で、その味のラインを覚えたまま、練習も無しに(日常がハード過ぎて帰宅してから自腹切って練習する気にもなれなかった、だって当時は対お客様が居る職種だったのだもの、そっちの方が性にあっていたし楽しかったから、トップクラスでいっくらでも結果出せた、後年別の辞めた事務の人から「あんなにやった人この会社で観た事が無い」って言われて嬉しかったな、自分は10代の頃は人を雇えなくてずっと1人で働いていたのと料理の為に人を傷付けたくはなかったのと世の中がどういう仕組みで出来ているのか?アタマが悪いので色々な世界を回って目鼻耳・肌・この五感で見る事にした)

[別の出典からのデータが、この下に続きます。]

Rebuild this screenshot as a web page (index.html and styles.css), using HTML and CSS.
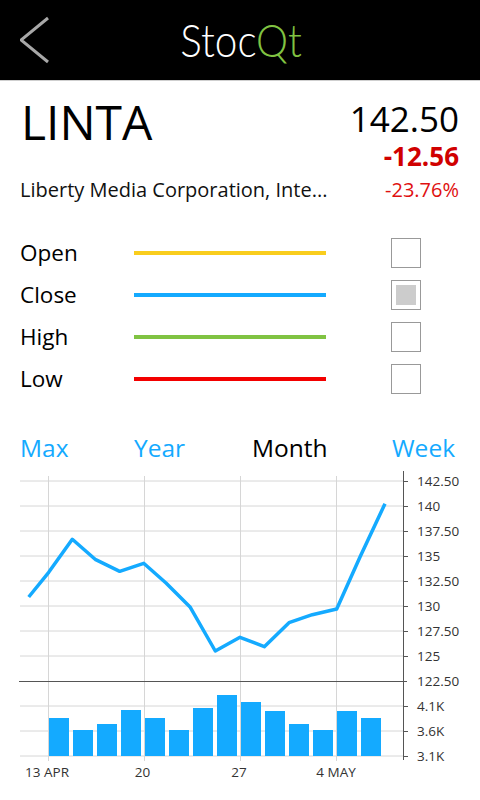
FILE: index.html
```html
<!DOCTYPE html>
<html lang="en">
  <head>
    <meta charset="UTF-8" />
    <meta name="viewport" content="width=device-width, initial-scale=1.0" />
    <title>StocQt</title>
    <link rel="stylesheet" href="styles.css">
  </head>
  <body>
    <div class="header">
      <svg class="back" width="40" height="60" viewBox="0 0 40 60">
        <polyline points="28,18 1,40 28,62" transform="translate(0,-10)" />
      </svg>
      <div class="title">Stoc<span class="qt">Qt</span></div>
    </div>

    <div class="info">
      <div class="info-top">
        <div class="symbol">LINTA</div>
        <div class="prices">
          <div class="price">142.50</div>
          <div class="change">-12.56</div>
        </div>
      </div>
      <div class="info-bottom">
        <div class="name">Liberty Media Corporation, Inte...</div>
        <div class="percent">-23.76%</div>
      </div>
    </div>

    <div class="legend">
      <div class="legend-row">
        <span class="legend-label">Open</span>
        <span class="legend-line open"></span>
        <span class="check"></span>
      </div>
      <div class="legend-row">
        <span class="legend-label">Close</span>
        <span class="legend-line close"></span>
        <span class="check checked"></span>
      </div>
      <div class="legend-row">
        <span class="legend-label">High</span>
        <span class="legend-line high"></span>
        <span class="check"></span>
      </div>
      <div class="legend-row">
        <span class="legend-label">Low</span>
        <span class="legend-line low"></span>
        <span class="check"></span>
      </div>
    </div>

    <div class="tabs">
      <span class="tab">Max</span>
      <span class="tab">Year</span>
      <span class="tab active">Month</span>
      <span class="tab">Week</span>
    </div>

    <svg class="chart" width="480" height="320" viewBox="0 470 480 320">
      <!-- grid -->
      <g class="grid">
        <line x1="20" y1="482" x2="403" y2="482" />
        <line x1="20" y1="507" x2="403" y2="507" />
        <line x1="20" y1="532" x2="403" y2="532" />
        <line x1="20" y1="557" x2="403" y2="557" />
        <line x1="20" y1="582" x2="403" y2="582" />
        <line x1="20" y1="607" x2="403" y2="607" />
        <line x1="20" y1="632" x2="403" y2="632" />
        <line x1="20" y1="657" x2="403" y2="657" />
        <line x1="20" y1="707" x2="403" y2="707" />
        <line x1="20" y1="732" x2="403" y2="732" />
        <line x1="20" y1="757" x2="403" y2="757" />
        <line x1="48.5" y1="477" x2="48.5" y2="762" />
        <line x1="144.5" y1="477" x2="144.5" y2="762" />
        <line x1="240.5" y1="477" x2="240.5" y2="762" />
        <line x1="336.5" y1="477" x2="336.5" y2="762" />
      </g>

      <!-- volume -->
      <g class="bars">
        <rect x="49" y="719" width="20" height="38" />
        <rect x="73" y="731" width="20" height="26" />
        <rect x="97" y="725" width="20" height="32" />
        <rect x="121" y="711" width="20" height="46" />
        <rect x="145" y="719" width="20" height="38" />
        <rect x="169" y="731" width="20" height="26" />
        <rect x="193" y="709" width="20" height="48" />
        <rect x="217" y="696" width="20" height="61" />
        <rect x="241" y="703" width="20" height="54" />
        <rect x="265" y="712" width="20" height="45" />
        <rect x="289" y="725" width="20" height="32" />
        <rect x="313" y="731" width="20" height="26" />
        <rect x="337" y="712" width="20" height="45" />
        <rect x="361" y="719" width="20" height="38" />
      </g>

      <!-- axis -->
      <g class="axis">
        <line x1="19" y1="682.5" x2="407" y2="682.5" />
        <line x1="403.5" y1="472" x2="403.5" y2="761" />
        <line x1="403" y1="482.5" x2="408" y2="482.5" />
        <line x1="403" y1="507.5" x2="408" y2="507.5" />
        <line x1="403" y1="532.5" x2="408" y2="532.5" />
        <line x1="403" y1="557.5" x2="408" y2="557.5" />
        <line x1="403" y1="582.5" x2="408" y2="582.5" />
        <line x1="403" y1="607.5" x2="408" y2="607.5" />
        <line x1="403" y1="632.5" x2="408" y2="632.5" />
        <line x1="403" y1="657.5" x2="408" y2="657.5" />
        <line x1="403" y1="707.5" x2="408" y2="707.5" />
        <line x1="403" y1="732.5" x2="408" y2="732.5" />
        <line x1="403" y1="757.5" x2="408" y2="757.5" />
      </g>

      <polyline class="price-line" points="28.7,598 48.7,573.3 72.3,540.3 95.7,560.7 119.7,572.3 143.7,564.3 166,584 190.3,608.3 215.3,652 240,638.3 264.3,647.7 289,623.7 312.3,615.7 336.7,610 360,558 385,504.7" />

      <g class="y-labels">
        <text x="417" y="487">142.50</text>
        <text x="417" y="512">140</text>
        <text x="417" y="537">137.50</text>
        <text x="417" y="562">135</text>
        <text x="417" y="587">132.50</text>
        <text x="417" y="612">130</text>
        <text x="417" y="637">127.50</text>
        <text x="417" y="662">125</text>
        <text x="417" y="687">122.50</text>
        <text x="417" y="712">4.1K</text>
        <text x="417" y="737">3.6K</text>
        <text x="417" y="762">3.1K</text>
      </g>

      <g class="x-labels">
        <text x="47" y="778">13 APR</text>
        <text x="142.5" y="778">20</text>
        <text x="239" y="778">27</text>
        <text x="336" y="778">4 MAY</text>
      </g>
    </svg>
  </body>
</html>
```

FILE: styles.css
```css
body {
  margin: 0;
  font-family: "Open Sans", "DejaVu Sans", sans-serif;
  background-color: white;
  color: black;
  width: 480px;
  height: 800px;
  overflow: hidden;
}

.header {
  height: 80px;
  background-color: black;
  border-bottom: 1px solid #cfcfcf;
  display: flex;
  align-items: center;
  justify-content: center;
  position: relative;
}

.back {
  position: absolute;
  left: 20px;
  top: 10px;
}

.back polyline {
  fill: none;
  stroke: #a8a8a8;
  stroke-width: 3;
}

.title {
  font-family: "Lato", sans-serif;
  font-weight: 300;
  font-size: 46px;
  color: white;
  line-height: 50px;
  transform: scaleX(0.88);
  margin-left: 2px;
}

.qt {
  color: #80c342;
}

.info {
  padding: 16px 21px 0 20px;
}

.info-top {
  display: flex;
  justify-content: space-between;
  align-items: flex-start;
}

.symbol {
  font-size: 48px;
  line-height: 50px;
  margin-left: 1px;
}

.prices {
  text-align: right;
}

.price {
  font-size: 35px;
  line-height: 44px;
}

.change {
  font-size: 26px;
  font-weight: bold;
  line-height: 30px;
  color: #d00000;
}

.info-bottom {
  display: flex;
  justify-content: space-between;
  margin-top: 6px;
  font-size: 20px;
  line-height: 26px;
}

.name {
  color: #111;
}

.percent {
  color: #e01010;
}

.legend {
  margin-top: 29px;
  padding-left: 20px;
}

.legend-row {
  display: flex;
  align-items: center;
  height: 42px;
}

.legend-label {
  width: 114px;
  font-size: 22.5px;
  line-height: 42px;
}

.legend-line {
  width: 192px;
  height: 4px;
}

.legend-line.open {
  background-color: #f9cd1d;
}

.legend-line.close {
  background-color: #14aaff;
}

.legend-line.high {
  background-color: #80c342;
}

.legend-line.low {
  background-color: #f30000;
}

.check {
  box-sizing: border-box;
  width: 30px;
  height: 30px;
  margin-left: 65px;
  border: 1px solid #999;
  background-color: white;
  display: flex;
  align-items: center;
  justify-content: center;
}

.check.checked::after {
  content: "";
  width: 20px;
  height: 20px;
  background-color: #cccccc;
}

.tabs {
  display: grid;
  grid-template-columns: 114px 118px 140px auto;
  margin-top: 33px;
  padding-left: 20px;
  font-size: 24.5px;
  line-height: 30px;
}

.tab {
  color: #14aaff;
}

.tab.active {
  color: black;
}

.chart {
  display: block;
  margin-top: 6px;
}

.grid line {
  stroke: #d6d6d6;
  stroke-width: 1;
}

.axis line {
  stroke: #555;
  stroke-width: 1;
}

.bars rect {
  fill: #14aaff;
}

.price-line {
  fill: none;
  stroke: #14aaff;
  stroke-width: 3.5;
  stroke-linejoin: round;
}

.y-labels text,
.x-labels text {
  font-family: "Open Sans", sans-serif;
  font-size: 13.5px;
  fill: #333;
}

.x-labels text {
  text-anchor: middle;
}
```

本番で作ってはみたが、どうも加熱段階で味が変わっていくのを感じて、まだ上手くコントロールが出来なく、加熱で味をコントロール出来る様になった時には8時間かかってしまった。

お正月休みで、みんな帰省もしなかったので、ダラダラとしている人や1度帰った人も居た(ゴメン、味の為に犠牲にしてしまって、でも味を馬鹿にする事はその人のアイデンティティや人生、しいてはルーツを馬鹿にされる事だから、僕達はどんなに殴ったり蹴られたりしても、味の事だけは馬鹿にはしない、感性がものをいうから個人差があるし、上には上が居るって知っているから、いつ自分がその身になるか怖さを解っているんだ、下手したら殺し合いになる、それぐらいいつでも殺傷出来る器具に囲まれて仕事をしている緊張感もある=だから間違っているなと思ったら相手より上手い物を食べさせて、言葉ではない部分で「こうだよな」って会話をする、無論経歴を隠している時は素人だと侮られ、後から来たシェフがベストの味を自分の味に変えてしまう力関係の時もあるが、それを食べる側は正直だ、でも言えば居られなくなるので言わない、それにもう味を変えてしまわれたものだし)

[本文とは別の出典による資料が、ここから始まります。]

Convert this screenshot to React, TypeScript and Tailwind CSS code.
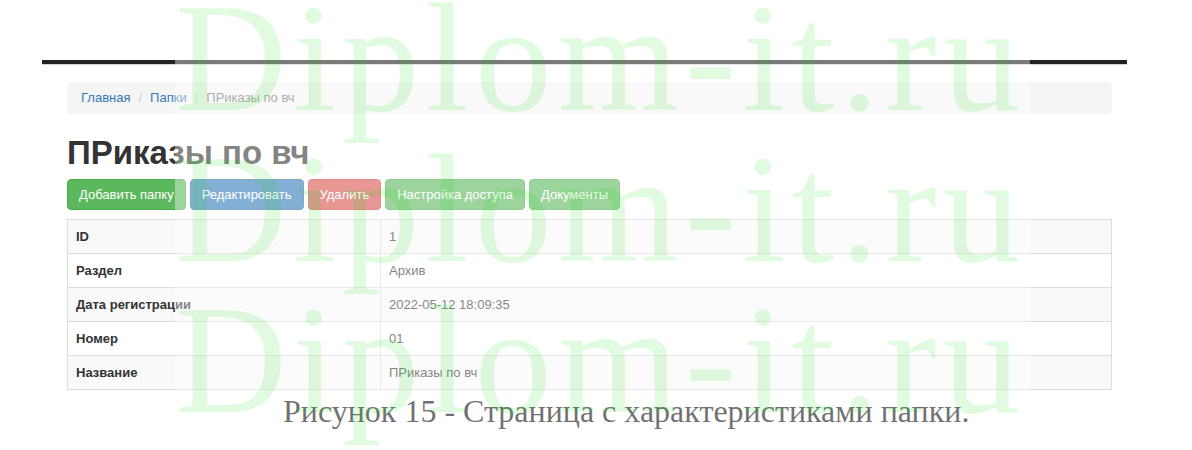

ということで、その8時間味をコントロールした味は、上記の居酒屋の料理長の味と寸分違わぬか、ややそれよりリッチな味に出来上がった。
(具材は入れ直したが)

その嫌味な奴も「ちょっと、これ、美味過ぎるでしょ?、信じられないぐらい美味いんですけれど、これはもう高級な店の味だ、このままでお客様を呼べる」ってベタ誉めしていたけれど(確かに自分も出来上がった時にそう思ったけれど・・・「良かった」としか言わなかった、感慨も何も無かった、コイツがあんな事を言わなければもっと楽しい鍋になっていたのになーって)
みんなも美味しいって言ってくれたけれど、酒飲んで、お菓子食べて、漫画読んだり、ゲームしたりして8時間も待って食べるものでもないと思う。

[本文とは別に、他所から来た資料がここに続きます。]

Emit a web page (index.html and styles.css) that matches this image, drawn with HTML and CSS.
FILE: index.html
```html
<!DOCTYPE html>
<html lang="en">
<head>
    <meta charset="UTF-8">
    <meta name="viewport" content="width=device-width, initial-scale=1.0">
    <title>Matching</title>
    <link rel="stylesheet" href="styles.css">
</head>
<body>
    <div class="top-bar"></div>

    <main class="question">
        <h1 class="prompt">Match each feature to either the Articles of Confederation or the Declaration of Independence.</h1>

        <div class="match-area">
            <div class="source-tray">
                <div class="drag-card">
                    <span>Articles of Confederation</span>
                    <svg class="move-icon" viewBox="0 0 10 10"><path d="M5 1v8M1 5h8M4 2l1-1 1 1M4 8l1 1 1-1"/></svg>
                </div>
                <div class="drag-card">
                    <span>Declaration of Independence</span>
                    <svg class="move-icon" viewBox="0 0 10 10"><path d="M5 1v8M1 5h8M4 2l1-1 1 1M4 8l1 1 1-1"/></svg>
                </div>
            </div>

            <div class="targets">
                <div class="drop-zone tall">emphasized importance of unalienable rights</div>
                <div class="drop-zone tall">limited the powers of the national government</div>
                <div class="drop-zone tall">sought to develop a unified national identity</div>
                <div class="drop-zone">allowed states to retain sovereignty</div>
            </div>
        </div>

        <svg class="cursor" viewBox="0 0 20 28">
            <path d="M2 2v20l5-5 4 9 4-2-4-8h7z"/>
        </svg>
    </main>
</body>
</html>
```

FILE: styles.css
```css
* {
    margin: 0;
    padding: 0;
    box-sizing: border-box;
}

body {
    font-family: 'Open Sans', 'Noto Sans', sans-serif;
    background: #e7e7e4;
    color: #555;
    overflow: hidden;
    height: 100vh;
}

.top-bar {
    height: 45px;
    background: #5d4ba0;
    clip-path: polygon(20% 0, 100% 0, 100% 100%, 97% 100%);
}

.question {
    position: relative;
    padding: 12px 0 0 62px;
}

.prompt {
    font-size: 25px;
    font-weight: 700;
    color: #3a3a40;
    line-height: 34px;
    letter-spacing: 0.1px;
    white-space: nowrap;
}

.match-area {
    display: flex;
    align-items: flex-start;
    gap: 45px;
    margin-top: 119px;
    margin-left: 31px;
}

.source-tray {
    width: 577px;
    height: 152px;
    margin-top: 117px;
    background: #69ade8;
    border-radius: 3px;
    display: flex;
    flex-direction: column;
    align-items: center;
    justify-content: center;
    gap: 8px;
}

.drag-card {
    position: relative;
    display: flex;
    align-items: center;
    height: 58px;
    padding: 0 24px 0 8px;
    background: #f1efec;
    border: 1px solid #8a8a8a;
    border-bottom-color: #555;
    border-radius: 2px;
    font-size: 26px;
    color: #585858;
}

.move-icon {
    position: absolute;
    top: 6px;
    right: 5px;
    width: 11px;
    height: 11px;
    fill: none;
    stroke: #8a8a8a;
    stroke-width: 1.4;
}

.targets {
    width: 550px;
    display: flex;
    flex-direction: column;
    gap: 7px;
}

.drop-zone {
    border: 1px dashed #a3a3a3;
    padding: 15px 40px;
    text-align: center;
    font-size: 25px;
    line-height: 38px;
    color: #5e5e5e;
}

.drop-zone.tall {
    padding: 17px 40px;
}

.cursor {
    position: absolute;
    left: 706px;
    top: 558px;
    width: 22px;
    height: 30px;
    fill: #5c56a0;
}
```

それ以後、自分は他人が作ってくれるものは、同業者に余程意見を問われない限り当人を目の前にして何も言うまいと決めている。
食べる前も、食べた後も。
(でもこれって1番怖い事なんだよね)

その時に掴んだ味のコントロールのコツみたいなものなんだ。

まあ、いろいろなやり方があるから、絶対これが正しいという訳ではないけれどね。

不味いカレーは食べたくないので(カレー不味くするって相当だぞ?)修正の仕方として自分への悔恨の諌めと共に備忘録までに。

あれも良い思い出だなぁ~、その後、命に関わる身体を壊した疑惑があって理由を言わず辞表を出したが。
(理由を言った所で、何かをしてくれる業界ではなかったし、腕一本と才覚で真面目に種を撒いて取り組む業界だったから、追い詰められていても結果は出し続けていたけれど、最期は、ここじゃないなって)
同僚、先輩、後輩達には申し訳なかったなー
(10代の頃はマジで誰も居ない職場だったから)
大事にしてたんだぜ?、これでも。